#### [What you need to do]
Reproduce the listing word for word. Skip any image.

#### [Source material]
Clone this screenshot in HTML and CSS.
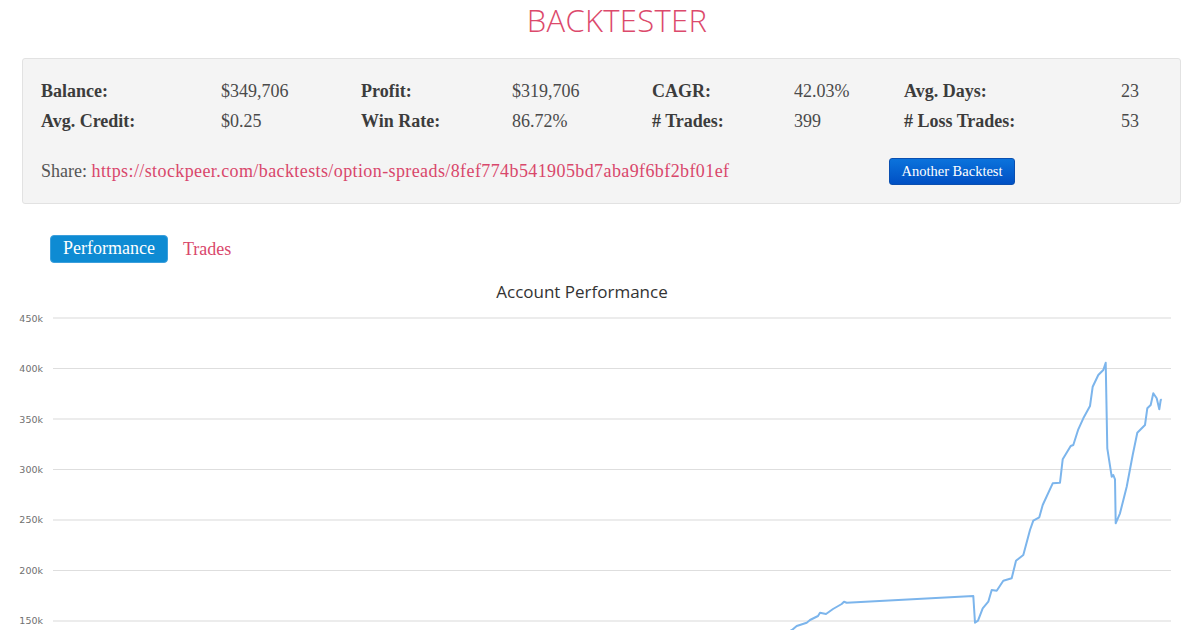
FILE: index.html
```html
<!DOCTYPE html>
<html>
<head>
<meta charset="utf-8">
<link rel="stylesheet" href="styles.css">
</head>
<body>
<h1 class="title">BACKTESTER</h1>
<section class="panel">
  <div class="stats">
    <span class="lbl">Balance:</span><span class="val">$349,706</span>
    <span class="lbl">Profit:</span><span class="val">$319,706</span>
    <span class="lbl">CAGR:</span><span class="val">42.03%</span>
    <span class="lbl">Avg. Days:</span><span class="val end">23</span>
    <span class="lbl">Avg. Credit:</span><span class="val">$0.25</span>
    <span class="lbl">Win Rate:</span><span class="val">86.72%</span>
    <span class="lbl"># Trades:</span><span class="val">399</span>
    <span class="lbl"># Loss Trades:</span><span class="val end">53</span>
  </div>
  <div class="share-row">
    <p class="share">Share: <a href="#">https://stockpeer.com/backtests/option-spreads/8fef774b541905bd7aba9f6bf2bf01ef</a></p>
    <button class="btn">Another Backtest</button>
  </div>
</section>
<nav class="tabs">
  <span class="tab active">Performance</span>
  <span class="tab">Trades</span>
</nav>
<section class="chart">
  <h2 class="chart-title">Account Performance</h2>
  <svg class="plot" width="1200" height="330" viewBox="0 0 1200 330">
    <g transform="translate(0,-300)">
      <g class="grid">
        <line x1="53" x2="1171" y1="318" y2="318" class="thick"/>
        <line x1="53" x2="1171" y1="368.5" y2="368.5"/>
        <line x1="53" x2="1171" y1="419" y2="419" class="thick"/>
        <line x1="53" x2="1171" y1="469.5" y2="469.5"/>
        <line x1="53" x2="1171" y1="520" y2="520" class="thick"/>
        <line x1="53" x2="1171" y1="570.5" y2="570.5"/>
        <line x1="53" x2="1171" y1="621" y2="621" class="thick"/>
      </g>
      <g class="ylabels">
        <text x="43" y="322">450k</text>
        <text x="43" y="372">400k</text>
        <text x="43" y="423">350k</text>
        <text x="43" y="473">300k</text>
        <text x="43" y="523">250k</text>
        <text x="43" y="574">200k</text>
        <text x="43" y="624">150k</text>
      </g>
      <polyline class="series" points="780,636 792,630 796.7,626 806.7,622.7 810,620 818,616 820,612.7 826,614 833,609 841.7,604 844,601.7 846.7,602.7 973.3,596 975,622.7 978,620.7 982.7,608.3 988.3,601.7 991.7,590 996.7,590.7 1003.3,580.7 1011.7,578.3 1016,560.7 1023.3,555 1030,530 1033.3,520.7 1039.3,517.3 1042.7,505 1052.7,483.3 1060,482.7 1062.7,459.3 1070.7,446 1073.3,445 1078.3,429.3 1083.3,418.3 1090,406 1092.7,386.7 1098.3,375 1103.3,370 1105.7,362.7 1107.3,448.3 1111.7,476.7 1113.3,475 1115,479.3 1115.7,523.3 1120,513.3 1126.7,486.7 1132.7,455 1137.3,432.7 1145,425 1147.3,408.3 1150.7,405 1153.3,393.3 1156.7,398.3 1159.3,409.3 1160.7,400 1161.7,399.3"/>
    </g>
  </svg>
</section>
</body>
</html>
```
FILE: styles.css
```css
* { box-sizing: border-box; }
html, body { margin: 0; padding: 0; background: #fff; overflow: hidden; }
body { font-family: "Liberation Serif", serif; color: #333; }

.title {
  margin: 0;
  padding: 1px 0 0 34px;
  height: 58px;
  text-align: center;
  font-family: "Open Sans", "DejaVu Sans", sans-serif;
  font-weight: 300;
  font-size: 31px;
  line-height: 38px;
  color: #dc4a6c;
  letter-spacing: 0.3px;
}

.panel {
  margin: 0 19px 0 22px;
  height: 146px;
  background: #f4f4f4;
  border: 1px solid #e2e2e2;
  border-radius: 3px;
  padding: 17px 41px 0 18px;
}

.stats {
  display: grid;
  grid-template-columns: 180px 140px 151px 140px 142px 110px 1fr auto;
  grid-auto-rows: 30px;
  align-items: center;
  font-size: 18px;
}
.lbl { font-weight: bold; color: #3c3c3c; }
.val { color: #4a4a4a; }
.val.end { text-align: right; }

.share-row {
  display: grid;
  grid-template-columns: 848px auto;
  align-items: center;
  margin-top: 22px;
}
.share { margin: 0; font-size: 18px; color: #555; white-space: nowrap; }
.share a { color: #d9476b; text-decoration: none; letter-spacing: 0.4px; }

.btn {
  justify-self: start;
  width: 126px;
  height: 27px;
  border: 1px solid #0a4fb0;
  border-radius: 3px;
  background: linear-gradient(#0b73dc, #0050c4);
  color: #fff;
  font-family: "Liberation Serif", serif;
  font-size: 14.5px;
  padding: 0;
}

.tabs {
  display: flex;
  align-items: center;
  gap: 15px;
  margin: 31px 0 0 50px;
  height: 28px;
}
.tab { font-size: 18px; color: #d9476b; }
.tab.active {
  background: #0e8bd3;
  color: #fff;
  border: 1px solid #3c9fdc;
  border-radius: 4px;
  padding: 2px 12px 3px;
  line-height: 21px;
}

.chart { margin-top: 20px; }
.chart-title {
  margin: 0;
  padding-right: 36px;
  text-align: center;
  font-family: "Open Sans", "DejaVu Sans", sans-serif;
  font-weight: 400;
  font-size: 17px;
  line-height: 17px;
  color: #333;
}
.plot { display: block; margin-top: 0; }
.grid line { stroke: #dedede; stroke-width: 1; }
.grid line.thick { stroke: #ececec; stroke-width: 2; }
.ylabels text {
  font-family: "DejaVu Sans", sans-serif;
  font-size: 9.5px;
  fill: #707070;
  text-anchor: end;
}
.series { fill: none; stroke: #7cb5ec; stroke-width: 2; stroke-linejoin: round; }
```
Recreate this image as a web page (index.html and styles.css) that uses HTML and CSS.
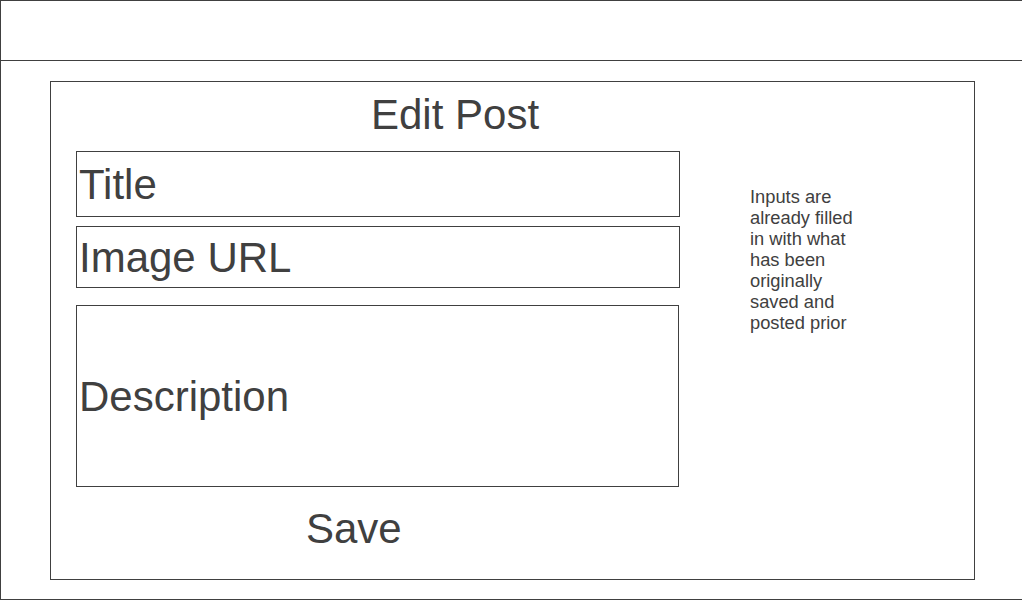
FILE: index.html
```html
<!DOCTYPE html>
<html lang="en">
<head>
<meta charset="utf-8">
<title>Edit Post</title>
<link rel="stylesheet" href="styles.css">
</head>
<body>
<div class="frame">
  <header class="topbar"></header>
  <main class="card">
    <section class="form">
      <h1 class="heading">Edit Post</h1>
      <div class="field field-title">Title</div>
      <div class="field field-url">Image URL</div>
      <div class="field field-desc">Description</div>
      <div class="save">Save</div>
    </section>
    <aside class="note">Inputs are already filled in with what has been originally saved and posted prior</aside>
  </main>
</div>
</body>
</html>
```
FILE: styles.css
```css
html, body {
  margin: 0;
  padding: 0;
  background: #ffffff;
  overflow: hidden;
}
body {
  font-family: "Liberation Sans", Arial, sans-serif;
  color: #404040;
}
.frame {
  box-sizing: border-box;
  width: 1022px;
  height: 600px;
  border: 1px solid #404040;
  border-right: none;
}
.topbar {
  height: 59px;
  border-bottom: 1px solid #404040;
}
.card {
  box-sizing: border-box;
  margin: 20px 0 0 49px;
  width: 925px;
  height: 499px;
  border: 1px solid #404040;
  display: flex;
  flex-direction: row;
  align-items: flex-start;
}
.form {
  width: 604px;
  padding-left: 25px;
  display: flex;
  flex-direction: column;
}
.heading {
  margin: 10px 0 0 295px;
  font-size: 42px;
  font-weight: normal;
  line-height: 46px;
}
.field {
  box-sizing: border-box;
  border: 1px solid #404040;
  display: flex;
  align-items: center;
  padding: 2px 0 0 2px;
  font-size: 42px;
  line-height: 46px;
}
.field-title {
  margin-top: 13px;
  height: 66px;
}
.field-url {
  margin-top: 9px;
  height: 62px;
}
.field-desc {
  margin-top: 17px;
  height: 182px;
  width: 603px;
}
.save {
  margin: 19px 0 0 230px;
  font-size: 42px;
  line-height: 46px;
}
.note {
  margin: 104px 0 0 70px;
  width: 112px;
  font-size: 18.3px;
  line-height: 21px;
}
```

#### [Task solution]
Clone this screenshot in HTML and CSS.
FILE: index.html
```html
<!DOCTYPE html>
<html>
<head>
<meta charset="utf-8">
<link rel="stylesheet" href="styles.css">
</head>
<body>
<h1 class="title">BACKTESTER</h1>
<section class="panel">
  <div class="stats">
    <span class="lbl">Balance:</span><span class="val">$349,706</span>
    <span class="lbl">Profit:</span><span class="val">$319,706</span>
    <span class="lbl">CAGR:</span><span class="val">42.03%</span>
    <span class="lbl">Avg. Days:</span><span class="val end">23</span>
    <span class="lbl">Avg. Credit:</span><span class="val">$0.25</span>
    <span class="lbl">Win Rate:</span><span class="val">86.72%</span>
    <span class="lbl"># Trades:</span><span class="val">399</span>
    <span class="lbl"># Loss Trades:</span><span class="val end">53</span>
  </div>
  <div class="share-row">
    <p class="share">Share: <a href="#">https://stockpeer.com/backtests/option-spreads/8fef774b541905bd7aba9f6bf2bf01ef</a></p>
    <button class="btn">Another Backtest</button>
  </div>
</section>
<nav class="tabs">
  <span class="tab active">Performance</span>
  <span class="tab">Trades</span>
</nav>
<section class="chart">
  <h2 class="chart-title">Account Performance</h2>
  <svg class="plot" width="1200" height="330" viewBox="0 0 1200 330">
    <g transform="translate(0,-300)">
      <g class="grid">
        <line x1="53" x2="1171" y1="318" y2="318" class="thick"/>
        <line x1="53" x2="1171" y1="368.5" y2="368.5"/>
        <line x1="53" x2="1171" y1="419" y2="419" class="thick"/>
        <line x1="53" x2="1171" y1="469.5" y2="469.5"/>
        <line x1="53" x2="1171" y1="520" y2="520" class="thick"/>
        <line x1="53" x2="1171" y1="570.5" y2="570.5"/>
        <line x1="53" x2="1171" y1="621" y2="621" class="thick"/>
      </g>
      <g class="ylabels">
        <text x="43" y="322">450k</text>
        <text x="43" y="372">400k</text>
        <text x="43" y="423">350k</text>
        <text x="43" y="473">300k</text>
        <text x="43" y="523">250k</text>
        <text x="43" y="574">200k</text>
        <text x="43" y="624">150k</text>
      </g>
      <polyline class="series" points="780,636 792,630 796.7,626 806.7,622.7 810,620 818,616 820,612.7 826,614 833,609 841.7,604 844,601.7 846.7,602.7 973.3,596 975,622.7 978,620.7 982.7,608.3 988.3,601.7 991.7,590 996.7,590.7 1003.3,580.7 1011.7,578.3 1016,560.7 1023.3,555 1030,530 1033.3,520.7 1039.3,517.3 1042.7,505 1052.7,483.3 1060,482.7 1062.7,459.3 1070.7,446 1073.3,445 1078.3,429.3 1083.3,418.3 1090,406 1092.7,386.7 1098.3,375 1103.3,370 1105.7,362.7 1107.3,448.3 1111.7,476.7 1113.3,475 1115,479.3 1115.7,523.3 1120,513.3 1126.7,486.7 1132.7,455 1137.3,432.7 1145,425 1147.3,408.3 1150.7,405 1153.3,393.3 1156.7,398.3 1159.3,409.3 1160.7,400 1161.7,399.3"/>
    </g>
  </svg>
</section>
</body>
</html>
```
FILE: styles.css
```css
* { box-sizing: border-box; }
html, body { margin: 0; padding: 0; background: #fff; overflow: hidden; }
body { font-family: "Liberation Serif", serif; color: #333; }

.title {
  margin: 0;
  padding: 1px 0 0 34px;
  height: 58px;
  text-align: center;
  font-family: "Open Sans", "DejaVu Sans", sans-serif;
  font-weight: 300;
  font-size: 31px;
  line-height: 38px;
  color: #dc4a6c;
  letter-spacing: 0.3px;
}

.panel {
  margin: 0 19px 0 22px;
  height: 146px;
  background: #f4f4f4;
  border: 1px solid #e2e2e2;
  border-radius: 3px;
  padding: 17px 41px 0 18px;
}

.stats {
  display: grid;
  grid-template-columns: 180px 140px 151px 140px 142px 110px 1fr auto;
  grid-auto-rows: 30px;
  align-items: center;
  font-size: 18px;
}
.lbl { font-weight: bold; color: #3c3c3c; }
.val { color: #4a4a4a; }
.val.end { text-align: right; }

.share-row {
  display: grid;
  grid-template-columns: 848px auto;
  align-items: center;
  margin-top: 22px;
}
.share { margin: 0; font-size: 18px; color: #555; white-space: nowrap; }
.share a { color: #d9476b; text-decoration: none; letter-spacing: 0.4px; }

.btn {
  justify-self: start;
  width: 126px;
  height: 27px;
  border: 1px solid #0a4fb0;
  border-radius: 3px;
  background: linear-gradient(#0b73dc, #0050c4);
  color: #fff;
  font-family: "Liberation Serif", serif;
  font-size: 14.5px;
  padding: 0;
}

.tabs {
  display: flex;
  align-items: center;
  gap: 15px;
  margin: 31px 0 0 50px;
  height: 28px;
}
.tab { font-size: 18px; color: #d9476b; }
.tab.active {
  background: #0e8bd3;
  color: #fff;
  border: 1px solid #3c9fdc;
  border-radius: 4px;
  padding: 2px 12px 3px;
  line-height: 21px;
}

.chart { margin-top: 20px; }
.chart-title {
  margin: 0;
  padding-right: 36px;
  text-align: center;
  font-family: "Open Sans", "DejaVu Sans", sans-serif;
  font-weight: 400;
  font-size: 17px;
  line-height: 17px;
  color: #333;
}
.plot { display: block; margin-top: 0; }
.grid line { stroke: #dedede; stroke-width: 1; }
.grid line.thick { stroke: #ececec; stroke-width: 2; }
.ylabels text {
  font-family: "DejaVu Sans", sans-serif;
  font-size: 9.5px;
  fill: #707070;
  text-anchor: end;
}
.series { fill: none; stroke: #7cb5ec; stroke-width: 2; stroke-linejoin: round; }
```
Recreate this image as a web page (index.html and styles.css) that uses HTML and CSS.
FILE: index.html
```html
<!DOCTYPE html>
<html lang="en">
<head>
<meta charset="utf-8">
<title>Edit Post</title>
<link rel="stylesheet" href="styles.css">
</head>
<body>
<div class="frame">
  <header class="topbar"></header>
  <main class="card">
    <section class="form">
      <h1 class="heading">Edit Post</h1>
      <div class="field field-title">Title</div>
      <div class="field field-url">Image URL</div>
      <div class="field field-desc">Description</div>
      <div class="save">Save</div>
    </section>
    <aside class="note">Inputs are already filled in with what has been originally saved and posted prior</aside>
  </main>
</div>
</body>
</html>
```
FILE: styles.css
```css
html, body {
  margin: 0;
  padding: 0;
  background: #ffffff;
  overflow: hidden;
}
body {
  font-family: "Liberation Sans", Arial, sans-serif;
  color: #404040;
}
.frame {
  box-sizing: border-box;
  width: 1022px;
  height: 600px;
  border: 1px solid #404040;
  border-right: none;
}
.topbar {
  height: 59px;
  border-bottom: 1px solid #404040;
}
.card {
  box-sizing: border-box;
  margin: 20px 0 0 49px;
  width: 925px;
  height: 499px;
  border: 1px solid #404040;
  display: flex;
  flex-direction: row;
  align-items: flex-start;
}
.form {
  width: 604px;
  padding-left: 25px;
  display: flex;
  flex-direction: column;
}
.heading {
  margin: 10px 0 0 295px;
  font-size: 42px;
  font-weight: normal;
  line-height: 46px;
}
.field {
  box-sizing: border-box;
  border: 1px solid #404040;
  display: flex;
  align-items: center;
  padding: 2px 0 0 2px;
  font-size: 42px;
  line-height: 46px;
}
.field-title {
  margin-top: 13px;
  height: 66px;
}
.field-url {
  margin-top: 9px;
  height: 62px;
}
.field-desc {
  margin-top: 17px;
  height: 182px;
  width: 603px;
}
.save {
  margin: 19px 0 0 230px;
  font-size: 42px;
  line-height: 46px;
}
.note {
  margin: 104px 0 0 70px;
  width: 112px;
  font-size: 18.3px;
  line-height: 21px;
}
```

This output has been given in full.